Voordracht Jesse Engelhart

Voordracht Dodenherdenking 2025, Jesse Engelhart

4 mei 2025 
NB: de letterlijk uitgesproken tekst is leidend

Wat weet ik nu over oorlog?

Wat weet ik nu over dood?

23 jaar geleden bracht mijn moeder me op aarde. 

Wat weet ik nu over rouw?

Hoe kan ik daar over schrijven?

Schrijf dat, dacht ik. Schrijf dat je het weet, maar niet voor kunt stellen.

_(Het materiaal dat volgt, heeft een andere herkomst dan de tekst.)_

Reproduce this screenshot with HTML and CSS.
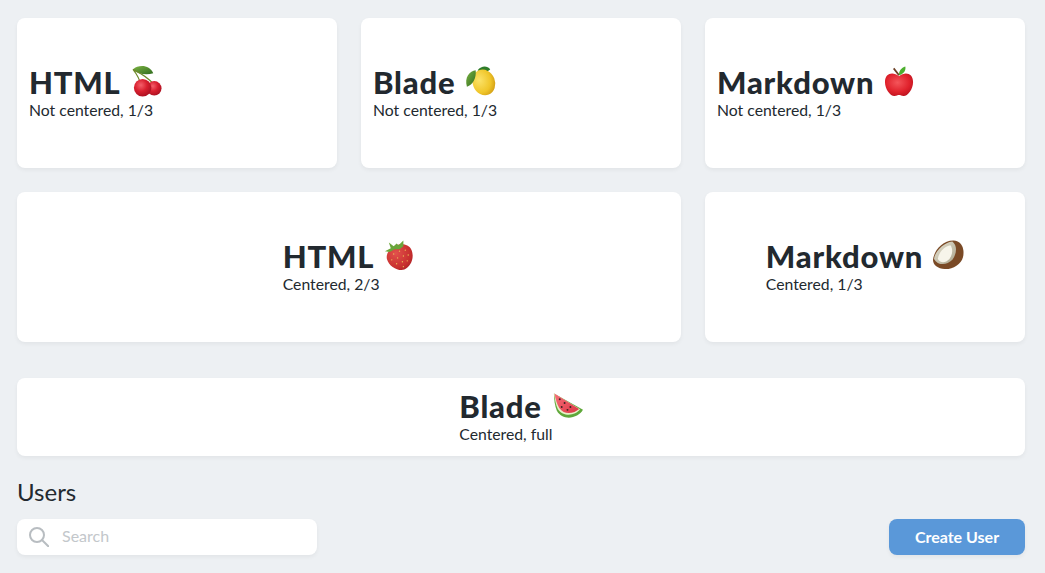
FILE: index.html
```html
<!DOCTYPE html>
<html lang="en">
<head>
<meta charset="utf-8">
<title>Cards</title>
<link rel="stylesheet" href="styles.css">
</head>
<body>
<svg class="defs" width="0" height="0" aria-hidden="true">
  <defs>
    <radialGradient id="gCherry" cx="40%" cy="35%" r="70%"><stop offset="0" stop-color="#f4606a"/><stop offset=".5" stop-color="#d9202f"/><stop offset="1" stop-color="#a80f20"/></radialGradient>
    <radialGradient id="gLemon" cx="35%" cy="35%" r="75%"><stop offset="0" stop-color="#fbe36a"/><stop offset=".65" stop-color="#f0c62a"/><stop offset="1" stop-color="#cf9a12"/></radialGradient>
    <radialGradient id="gApple" cx="45%" cy="40%" r="70%"><stop offset="0" stop-color="#f4555a"/><stop offset=".6" stop-color="#e0222c"/><stop offset="1" stop-color="#b3101d"/></radialGradient>
    <radialGradient id="gBerry" cx="35%" cy="35%" r="80%"><stop offset="0" stop-color="#e2504c"/><stop offset=".7" stop-color="#c8302f"/><stop offset="1" stop-color="#a51c24"/></radialGradient>
    <linearGradient id="gLeaf" x1="0" y1="0" x2="1" y2="1"><stop offset="0" stop-color="#7cb342"/><stop offset="1" stop-color="#2f6b1f"/></linearGradient>
    <linearGradient id="gFlesh" x1="0" y1="0" x2="1" y2="1"><stop offset="0" stop-color="#e8e4d4"/><stop offset="1" stop-color="#a9a48c"/></linearGradient>
    <linearGradient id="gMelon" x1="0" y1="0" x2="1" y2="1"><stop offset="0" stop-color="#f6707a"/><stop offset="1" stop-color="#dd3644"/></linearGradient>
  </defs>
</svg>
<main class="page">
  <section class="row">
    <article class="card">
      <div class="copy">
        <h2 class="title">HTML
          <svg class="emoji" viewBox="0 0 32 32" aria-hidden="true">
            <path d="M2 4C8 -1 19 -1 23 8 16 10 7 9 2 4Z" fill="url(#gLeaf)"/>
            <path d="M2 4C6 9 9 14 10 20M2 4C10 8 18 13 23 19" fill="none" stroke="#6f8a2c" stroke-width="1.2"/>
            <circle cx="24" cy="23.500" r="7.500" fill="url(#gCherry)"/>
            <circle cx="12" cy="23" r="9" fill="url(#gCherry)"/>
          </svg>
        </h2>
        <p class="sub">Not centered, 1/3</p>
      </div>
    </article>
    <article class="card">
      <div class="copy">
        <h2 class="title">Blade
          <svg class="emoji" viewBox="0 0 32 32" aria-hidden="true">
            <path d="M13 5C17 0 23 0 26 4 22 7 17 8 13 5Z" fill="#2f7d2a"/>
            <ellipse cx="19.500" cy="17.500" rx="11.500" ry="13.500" transform="rotate(-22 19.500 17.500)" fill="url(#gLemon)"/>
            <path d="M11 5C5 6 -1 12 2 22 8 20 12 13 11 5Z" fill="url(#gLeaf)"/>
          </svg>
        </h2>
        <p class="sub">Not centered, 1/3</p>
      </div>
    </article>
    <article class="card">
      <div class="copy">
        <h2 class="title">Markdown
          <svg class="emoji" viewBox="0 0 32 32" aria-hidden="true">
            <path d="M15.500 11C9 6 1 8 1 17 1 25 7 32 11 31.500 13 31.300 14 30.500 15.500 30.500 17 30.500 18 31.300 20 31.500 24 32 30 25 30 17 30 8 22 6 15.500 11Z" fill="url(#gApple)"/>
            <path d="M10 3L15.500 10" stroke="#6b3f24" stroke-width="1.800" fill="none"/>
            <path d="M15.500 10C15 6 18 2 22 1 23 5 20 9 15.500 10Z" fill="#4caf2f"/>
          </svg>
        </h2>
        <p class="sub">Not centered, 1/3</p>
      </div>
    </article>
  </section>
  <section class="row">
    <article class="card card-wide card-center">
      <div class="copy">
        <h2 class="title">HTML
          <svg class="emoji" viewBox="0 0 32 32" aria-hidden="true">
            <path d="M8 9C14 3 25 4 28 10 32 18 28 28 21 31 15 33 5 28 3 20 2 15 5 11 8 9Z" fill="url(#gBerry)"/>
            <g fill="#e9bc55">
              <circle cx="10" cy="15" r=".7"/><circle cx="16" cy="12" r=".7"/><circle cx="22" cy="11" r=".7"/><circle cx="8" cy="21" r=".7"/><circle cx="14" cy="19" r=".7"/><circle cx="20" cy="17" r=".7"/><circle cx="25" cy="16" r=".7"/><circle cx="13" cy="25" r=".7"/><circle cx="19" cy="23" r=".7"/><circle cx="24" cy="22" r=".7"/><circle cx="20" cy="28" r=".7"/>
            </g>
            <path d="M1 12L7 9 5 3 10 7 13 4 15 6 20 1 20 7 16 10 11 10 6 13Z" fill="#6aa53a"/>
          </svg>
        </h2>
        <p class="sub">Centered, 2/3</p>
      </div>
    </article>
    <article class="card card-center">
      <div class="copy">
        <h2 class="title">Markdown
          <svg class="emoji" viewBox="0 0 32 32" aria-hidden="true">
            <path d="M0 21C1 11 10 1 21 1 29 1 33 9 31 18 29 26 20 31 12 30.500 5 30 0 27 0 21Z" fill="#7a4a26"/>
            <path d="M1 20C2 12 11 3 20 2 25 6 25 14 20 21 14 27 5 27 1 20Z" fill="url(#gFlesh)"/>
            <path d="M5 20C6 13 12 7 18 6 21 10 20 16 17 20 13 24 8 25 5 20Z" fill="#f7f5ea"/>
          </svg>
        </h2>
        <p class="sub">Centered, 1/3</p>
      </div>
    </article>
  </section>
  <section class="row row-full">
    <article class="card card-full card-center">
      <div class="copy">
        <h2 class="title">Blade
          <svg class="emoji" viewBox="0 0 32 32" aria-hidden="true">
            <path d="M2 4L32 21C27 30 11 33 5 22 3 17 2 10 2 4Z" fill="#5fa83a"/>
            <path d="M2 4L29 20.500C24 27 12 29 6 20 4 16 3 10 2 4Z" fill="#e8f0c8"/>
            <path d="M2.500 4L28 20C23 24.500 13 27 7.500 19 5 15 3.500 9 2.500 4Z" fill="url(#gMelon)"/>
            <g fill="#3a2222">
              <circle cx="8" cy="10" r="1"/><circle cx="13" cy="14" r="1"/><circle cx="19" cy="18" r="1"/><circle cx="10" cy="18" r="1"/><circle cx="16" cy="21" r="1"/>
            </g>
          </svg>
        </h2>
        <p class="sub">Centered, full</p>
      </div>
    </article>
  </section>
  <h3 class="heading">Users</h3>
  <div class="toolbar">
    <label class="search">
      <svg class="search-icon" viewBox="0 0 20 20" aria-hidden="true">
        <circle cx="8" cy="8" r="7" fill="none" stroke="#b8bdc1" stroke-width="2"/>
        <path d="M13 13L19.500 19.500" stroke="#b8bdc1" stroke-width="2" stroke-linecap="round"/>
      </svg>
      <input class="search-input" type="text" placeholder="Search">
    </label>
    <button class="button" type="button">Create User</button>
  </div>
</main>
</body>
</html>
```

FILE: styles.css
```css
* {
  box-sizing: border-box;
}

html,
body {
  margin: 0;
  padding: 0;
}

body {
  background: #edf0f3;
  color: #22292f;
  font-family: Lato, "Noto Sans", sans-serif;
  overflow: hidden;
}

.defs {
  display: block;
  height: 0;
}

.page {
  display: flex;
  flex-direction: column;
  gap: 24px;
  padding: 18px 20px 18px 17px;
}

.row {
  display: grid;
  grid-template-columns: repeat(3, 320px);
  gap: 24px;
}

.row-full {
  margin-top: 12px;
}

.card {
  display: flex;
  align-items: center;
  height: 150px;
  padding: 12px;
  background: #fff;
  border-radius: 8px;
  box-shadow: 0 2px 4px rgba(0, 0, 0, 0.05);
}

.card-wide {
  grid-column: span 2;
}

.card-full {
  grid-column: 1 / -1;
  height: 78px;
}

.card-center {
  justify-content: center;
}

.title {
  display: flex;
  gap: 10px;
  margin: 0 0 4px;
  font-size: 31px;
  font-weight: 900;
  line-height: 32px;
  letter-spacing: 0.8px;
}

.emoji {
  flex: none;
  width: 31px;
  height: 32px;
  margin-top: -1px;
  overflow: visible;
}

.sub {
  margin: 0 0 2px;
  font-size: 15.750px;
  line-height: 16px;
}

.heading {
  margin: -2px 0 -11px;
  font-size: 24px;
  font-weight: 400;
  line-height: 28px;
}

.toolbar {
  display: flex;
  justify-content: space-between;
  align-items: center;
}

.search {
  display: flex;
  align-items: center;
  gap: 13px;
  width: 300px;
  height: 36px;
  padding-left: 12px;
  background: #fff;
  border-radius: 8px;
  box-shadow: 0 2px 4px rgba(0, 0, 0, 0.05);
}

.search-icon {
  flex: none;
  width: 20px;
  height: 20px;
}

.search-input {
  flex: 1;
  min-width: 0;
  margin-bottom: 3px;
  border: 0;
  outline: 0;
  padding: 0;
  background: transparent;
  color: #22292f;
  font: 400 16px Lato, sans-serif;
}

.search-input::placeholder {
  color: #c3c7cb;
  opacity: 1;
}

.button {
  width: 136px;
  height: 36px;
  padding: 0 0 2px;
  border: 0;
  border-radius: 8px;
  background: #5a98d9;
  color: #fff;
  font: 700 16px Lato, sans-serif;
  box-shadow: 0 2px 4px rgba(0, 0, 0, 0.05);
}
```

Dat je gemist hebt wat zoveel mensen delen. En dus ik schrijf. En ik weet niet. Ik weet niet, maar ik voel. Ik voel het verdriet van mijn oma. Haar nooit gehuilde tranen die s ’avonds over mijn wangen stromen. Haar nooit geuite boosheid dat bij mij vol verbazing door krassen op een vel papier een onbetaalbaar kunstwerk wordt. Onbetaalbaar is de taal van emoties en emoties zijn kunst. Mijn oma maakte ook kunst. Kunst over bloemen en kunst over vlinders. En in de bloemen en in de vlinders zat de emotie en de taal waarmee ze niet spreken mocht. Want ze mocht niet spreken. En ze sprak niet. En mijn moeder sprak niet en ik sprak niet. Nu spreek ik. Nu spreek ik voor mijn moeder en mijn oma en voor alle stemmen die niet mochten spreken, want ik mag spreken. 

Ik ken een jongen uit de oorlog. “hoe gaat het”, vraagt hij en “hoe gaat het” vraag ik. Hij antwoordt in zijn taal. En ik in die van mij. Hij antwoordt in zijn wereld. Die ik niet zal begrijpen. Alleen in mijn hart versta ik wat hij vertelt. Ik zal niet begrijpen, maar wel luisteren. Ik zal niet begrijpen, maar wel weten. Ik zal niet begrijpen, maar we vragen. “hoe gaat het”. De vraag die de meeste mensen vergeten te stellen in de haast van de wereld, in de haast van het werk, in de haast van de angst. De angst om te openen. Maar hoe open je anders. We zitten en we vragen. We stoppen te rennen en herinneren dat wat echt belangrijk is: broederschap. En alleen de vraag is al genoeg. 

Kan ik in dankbaarheid aan al deze mensen denken. Wetende dat ik niet de pijn zal voelen die zij misschien gevoeld hebben. Kan ik in liefde hen vergeven voor het best dat ze hebben gedaan en niet anders konden? Kan ik de pijn loslaten, vrijgeven, om tegelijkertijd de herinneringen te blijven koesteren. En kan ik dan mezelf gunnen om gelukkig te zijn?